2. Une autre difficulté, dont on se rend hélas moins compte, est encore d’ordre linguistique : les mots ont une histoire, et les langues ont une histoire. Apprenons à utiliser les modes d’expression propres à notre époque : ne parlons plus de la prière comme le faisaient les gens du 19e siècle.

La sphère de la vie religieuse possède suffisamment de particularités pour qu’il ne soit pas utile de la particulariser encore en la décrivant au moyen d’un langage devenu désuet, inadéquat et rebutant.

Ayons l’honnêteté de reconnaître qu’une phrase telle que :
«La foi trouve son expression la plus fidèle dans la pratique de la prière, car celui-ci seul adresse des requêtes à Dieu qui croit en lui et en sa volonté de secourir les créatures» a bien des chances aujourd’hui de n’être qu’un tissu de sons, vidés de toute signification.

Toujours dans cet ordre d’idées, et a propos encore de l’évolution des moyens d’expression, sachons reconnaître le système propre à chaque époque. Ne lisons pas un texte biblique comme une page de Maïmonide, ni un texte de Halévy comme une oeuvre de Buber, ni un texte de Buber comme un texte de Camus, et moins encore un texte de Camus comme les textes non notés de nos conversations quotidiennes.

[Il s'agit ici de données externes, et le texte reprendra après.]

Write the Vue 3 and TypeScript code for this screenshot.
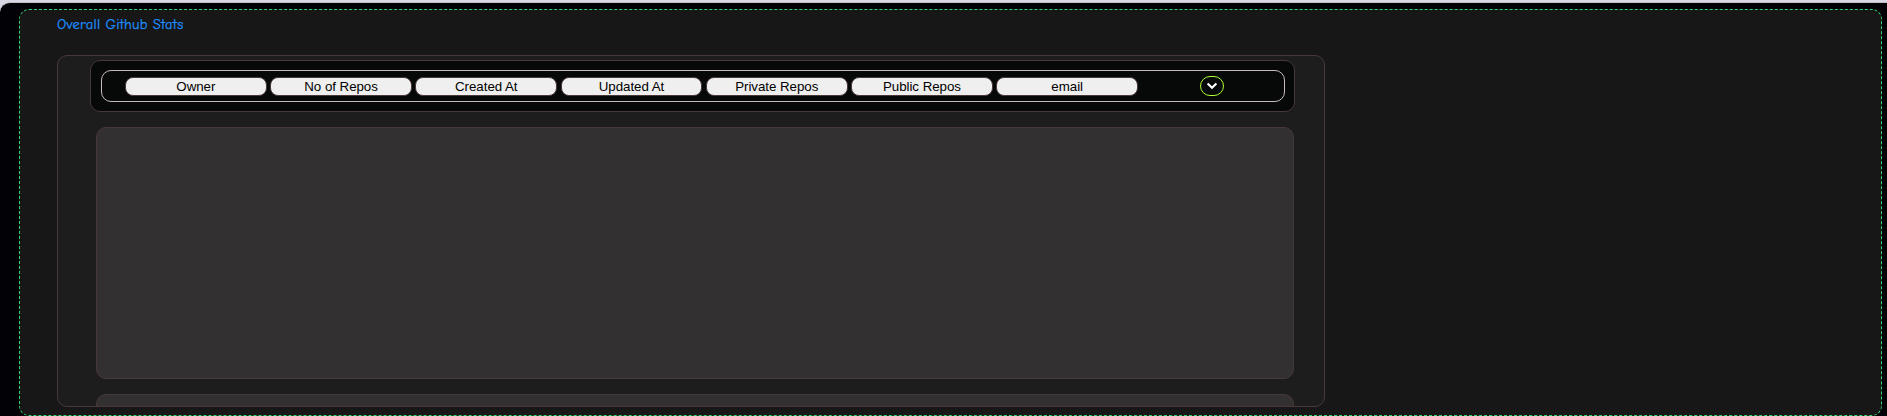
<script setup lang="ts">
const columns: string[] = [
  'Owner',
  'No of Repos',
  'Created At',
  'Updated At',
  'Private Repos',
  'Public Repos',
  'email',
]
</script>

<template>
  <div class="page">
    <main class="shell">
      <section class="stats">
        <h1 class="title">Overall Github Stats</h1>
        <div class="card">
          <div class="header">
            <div class="toolbar">
              <div class="columns">
                <button v-for="name in columns" :key="name" class="column" type="button">{{ name }}</button>
              </div>
              <button class="toggle" type="button" aria-label="Expand">
                <svg width="12" height="8" viewBox="0 0 12 8" fill="none">
                  <path d="M1.6 1.6 L6 5.8 L10.4 1.6" stroke="#fff" stroke-width="2.1" />
                </svg>
              </button>
            </div>
          </div>
          <div class="panel"></div>
          <div class="panel"></div>
        </div>
      </section>
    </main>
  </div>
</template>

<style>
body {
  background: #d8d7e6;
  overflow: hidden;
}
</style>

<style scoped>
* {
  box-sizing: border-box;
}
.page {
  height: 416px;
  padding-top: 2px;
  overflow: hidden;
}
.shell {
  height: 414px;
  padding: 6px 5px 0 19px;
  border-top: 1px solid #c8bcc4;
  border-radius: 10px 0 0 0;
  background: #020206;
}
.stats {
  height: 407px;
  padding: 0 0 0 37px;
  border: 1px dashed #2ed573;
  border-radius: 10px;
  background: #171717;
}
.title {
  height: 45px;
  margin: 0;
  padding-top: 6px;
  font: 400 14.5px/18px "Comic Sans MS", "Comic Neue", Lato, sans-serif;
  letter-spacing: 0.25px;
  -webkit-text-stroke: 0.25px #1e90ff;
  color: #1e90ff;
}
.card {
  width: 1268px;
  height: 352px;
  padding: 4px 30px 0 32px;
  border: 1px solid #493838;
  border-radius: 10px;
  background: #1d1d1d;
  overflow: hidden;
}
.header {
  width: 1205px;
  height: 52px;
  padding: 9px 9px 9px 10px;
  border: 1px solid #493838;
  border-radius: 10px;
  background: #070909;
}
.toolbar {
  display: flex;
  align-items: center;
  width: 1184px;
  height: 32px;
  padding-left: 23px;
  border: 1px solid #c8bcbc;
  border-radius: 10px;
}
.columns {
  display: flex;
  gap: 3.5px;
  width: 1013px;
}
.column {
  flex: 1;
  min-width: 0;
  height: 19px;
  margin: 1px 0 0;
  padding: 0;
  border: 1px solid #493838;
  border-radius: 8px;
  background: #efefef;
  color: #000;
  font: 13.333px/15px "Liberation Sans", Arial, sans-serif;
  letter-spacing: -0.05px;
  text-align: center;
}
.toggle {
  display: flex;
  align-items: center;
  justify-content: center;
  width: 24px;
  height: 20px;
  margin-left: 62px;
  padding: 0;
  border: 1px solid #adff2f;
  border-radius: 10px;
  background: transparent;
}
.panel {
  width: 1198px;
  height: 252px;
  margin: 15px 0 0 6px;
  border: 1px solid #493838;
  border-radius: 10px;
  background: #333031;
}
</style>
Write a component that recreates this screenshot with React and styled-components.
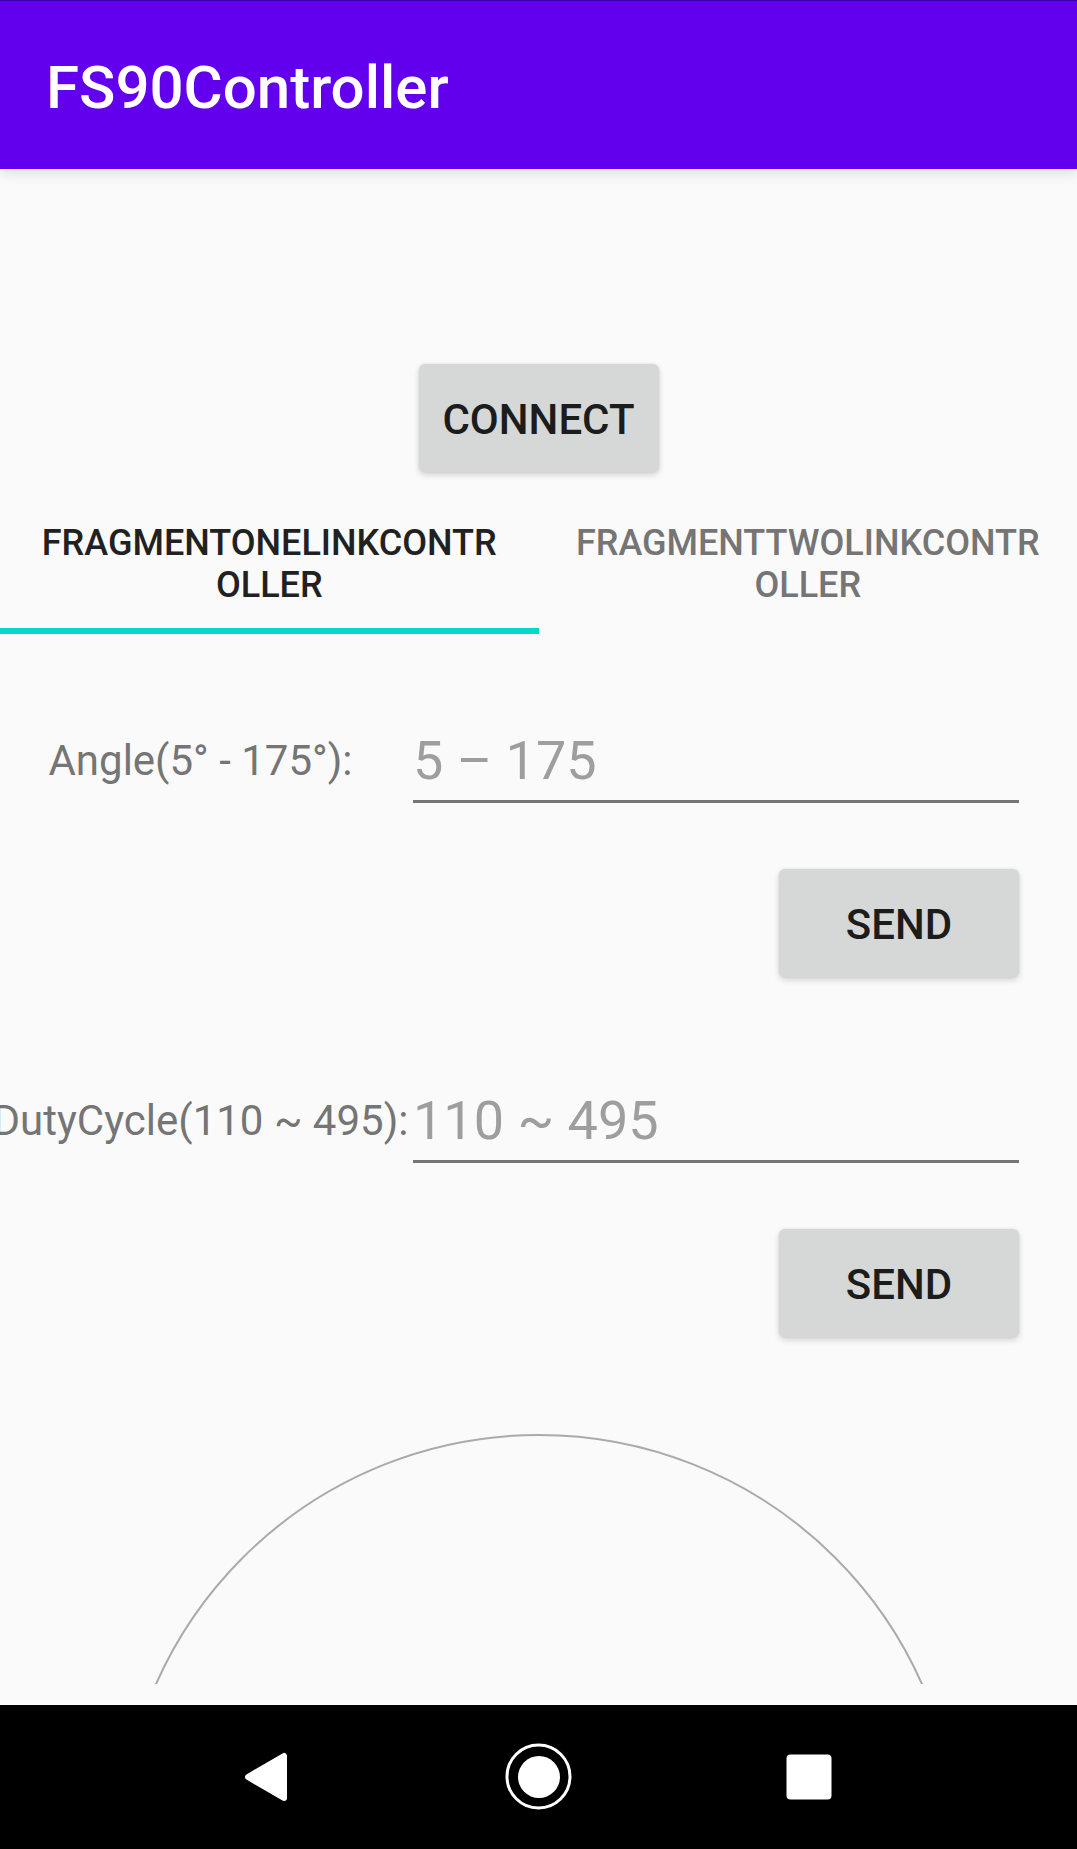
import React, { useState } from "react";
import styled, { createGlobalStyle } from "styled-components";

const GlobalStyle = createGlobalStyle`
  *, *::before, *::after { box-sizing: border-box; }
  body {
    margin: 0;
    background: #fafafa;
    font-family: Roboto, "Noto Sans", sans-serif;
  }
`;

const Screen = styled.div`
  min-height: 100vh;
  display: flex;
  flex-direction: column;
  overflow-x: hidden;
  background: #fafafa;
`;

const AppBar = styled.header`
  height: 169px;
  display: flex;
  align-items: center;
  padding: 6px 46px 0;
  background: #6200ee;
  border-top: 1px solid #3700b3;
  box-shadow: 0 4px 12px rgba(0, 0, 0, 0.12);
`;

const Title = styled.h1`
  margin: 0;
  color: #fff;
  font-size: 60px;
  line-height: 70px;
  font-weight: 500;
`;

const Content = styled.main`
  flex: 1;
  display: flex;
  flex-direction: column;
  padding-top: 195px;
`;

const ActionButton = styled.button`
  width: 240px;
  height: 108px;
  padding: 4px 0 0;
  border: 0;
  border-radius: 6px;
  background: #d6d8d7;
  color: #1c1c1c;
  font: 500 42px/50px Roboto, "Noto Sans", sans-serif;
  text-transform: uppercase;
  box-shadow: 0 3px 6px rgba(0, 0, 0, 0.16), 0 0 3px rgba(0, 0, 0, 0.08);
  align-self: ${(p) => p.$align};
`;

const TabList = styled.div`
  display: grid;
  grid-template-columns: 1fr 1fr;
  margin-top: 18px;
`;

const Tab = styled.button`
  height: 144px;
  padding: 9px 36px 0;
  border: 0;
  border-bottom: 6px solid ${(p) => (p.$selected ? "#03dac5" : "transparent")};
  background: none;
  color: ${(p) => (p.$selected ? "#212121" : "#757575")};
  font: 500 36px/42px Roboto, "Noto Sans", sans-serif;
  text-align: center;
  text-transform: uppercase;
  word-break: break-all;
`;

const Panel = styled.section`
  flex: 1;
  display: flex;
  flex-direction: column;
  padding-top: 82px;
`;

const Forms = styled.div`
  display: flex;
  flex-direction: column;
  gap: 99px;
  padding-bottom: 97px;
`;

const Form = styled.form`
  display: flex;
  flex-direction: column;
  gap: 66px;
  padding-right: 58px;
`;

const Field = styled.div`
  display: grid;
  grid-template-columns: 401px minmax(0, 1fr);
  column-gap: 12px;
  align-items: center;
`;

const Label = styled.label`
  justify-self: center;
  padding-top: 2px;
  white-space: nowrap;
  color: #757575;
  font-size: 42px;
  line-height: 50px;
`;

const Input = styled.input`
  width: 100%;
  height: 87px;
  padding: 4px 0 0;
  border: 0;
  border-bottom: 3px solid #757575;
  border-radius: 0;
  outline: 0;
  background: none;
  color: #212121;
  font: 400 54px/64px Roboto, "Noto Sans", sans-serif;

  &::placeholder {
    color: #9e9e9e;
    opacity: 1;
  }
`;

const Dial = styled.svg`
  display: block;
  align-self: center;
`;

const NavBar = styled.nav`
  height: 144px;
  display: flex;
  align-items: center;
  justify-content: center;
  gap: 126px;
  background: #000;
`;

const NavButton = styled.button`
  width: 144px;
  height: 144px;
  padding: 0;
  border: 0;
  background: none;

  svg { display: block; }
`;

const tabs = ["FragmentOneLinkController", "FragmentTwoLinkController"];

const fields = [
  { id: "angle", label: "Angle(5° - 175°):", hint: "5 – 175" },
  { id: "duty", label: "DutyCycle(110 ~ 495):", hint: "110 ~ 495" },
];

function ValueForm({ id, label, hint }) {
  return (
    <Form onSubmit={(e) => e.preventDefault()}>
      <Field>
        <Label htmlFor={id}>{label}</Label>
        <Input id={id} type="text" inputMode="numeric" placeholder={hint} />
      </Field>
      <ActionButton type="submit" $align="flex-end">Send</ActionButton>
    </Form>
  );
}

export default function App() {
  const [active, setActive] = useState(0);
  return (
    <Screen>
      <GlobalStyle />
      <AppBar>
        <Title>FS90Controller</Title>
      </AppBar>
      <Content>
        <ActionButton type="button" $align="center">Connect</ActionButton>
        <TabList role="tablist">
          {tabs.map((name, i) => (
            <Tab
              key={name}
              type="button"
              role="tab"
              aria-selected={active === i}
              $selected={active === i}
              onClick={() => setActive(i)}
            >
              {name}
            </Tab>
          ))}
        </TabList>
        <Panel role="tabpanel">
          <Forms>
            {fields.map((f) => (
              <ValueForm key={f.id} {...f} />
            ))}
          </Forms>
          <Dial width="840" height="250" viewBox="0 0 840 250" aria-hidden="true">
            <circle cx="420" cy="420" r="419" fill="none" stroke="#aaaaaa" strokeWidth="2" />
          </Dial>
        </Panel>
      </Content>
      <NavBar aria-label="System">
        <NavButton type="button" aria-label="Back">
          <svg width="144" height="144" viewBox="0 0 144 144">
            <path d="M51 72 L87 51 V93 Z" fill="#fff" stroke="#fff" strokeWidth="6" strokeLinejoin="round" />
          </svg>
        </NavButton>
        <NavButton type="button" aria-label="Home">
          <svg width="144" height="144" viewBox="0 0 144 144">
            <circle cx="71.5" cy="71.5" r="31.5" fill="none" stroke="#fff" strokeWidth="3" />
            <circle cx="72" cy="72" r="21" fill="#fff" />
          </svg>
        </NavButton>
        <NavButton type="button" aria-label="Recent apps">
          <svg width="144" height="144" viewBox="0 0 144 144">
            <rect x="49.5" y="49.5" width="45" height="45" rx="4" fill="#fff" />
          </svg>
        </NavButton>
      </NavBar>
    </Screen>
  );
}
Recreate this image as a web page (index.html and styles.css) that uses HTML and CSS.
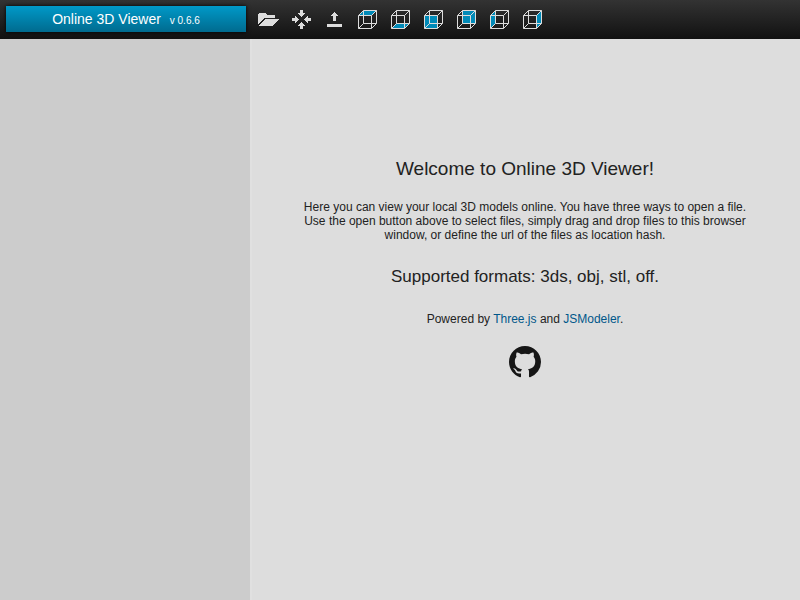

Sans cela, nous risquons de faire de grossiers contresens, et de ne rien comprendre à rien. Pour notre propos, retenons peut-être simplement que pour ce qui est de la pensée juive, nous devrons distinguer en gros entre les moyens d’expressions suivants :

- dans la Bible, expression mythique (pas d’expression abstraite comme dans le langage d’aujourd’hui : les concepts sont véhiculés par des récits)

- dans les textes d’époque talmudique, expression mythique, qui se double d’un «formalisme» (les concepts sont exprimés encore par des mythes mais plus que le contenu, c’est la forme qui est révélatrice).

- dans les textes médiévaux, il y a toute une série de moyens d ‘expression. A l’expression mythique et «formaliste» s’ajoute une expression abstraite, issue (directement ou non) de la pensée hellénique.

Tout ceci ne nous éloigne pas de notre propos immédiat. D’une part, nous allons être amenés à lire des textes utilisant ces moyens d’expression (les textes de la Téfila). Et d’autre part, nous allons devoir parler de la Téfila : faisons-le donc en éliminant les archaïsmes que consacre trop souvent la langue religieuse, alors qu’ils n’ont plus beaucoup de sens pour l’auditeur moyen.

3. Pour parler de la Téfila, n’utilisons donc pas de termes vides de sens, ne faisons pas non plus appel à des idées qui dans notre perception du monde n’ont aucune consistance, aucune réalité. Utilisons notre langage, à condition qu’il soit authentiquement signifiant.

Utilisons les seules idées que notre expérience ou notre réflexion nous auront permis d’incorporer réellement. Ainsi la première description que nous donnerons de la Téfila sera-t-elle toute « extérieure » : nous essaierons de cerner progressivement ce qu’elle est, et de dégager les implications les plus importantes.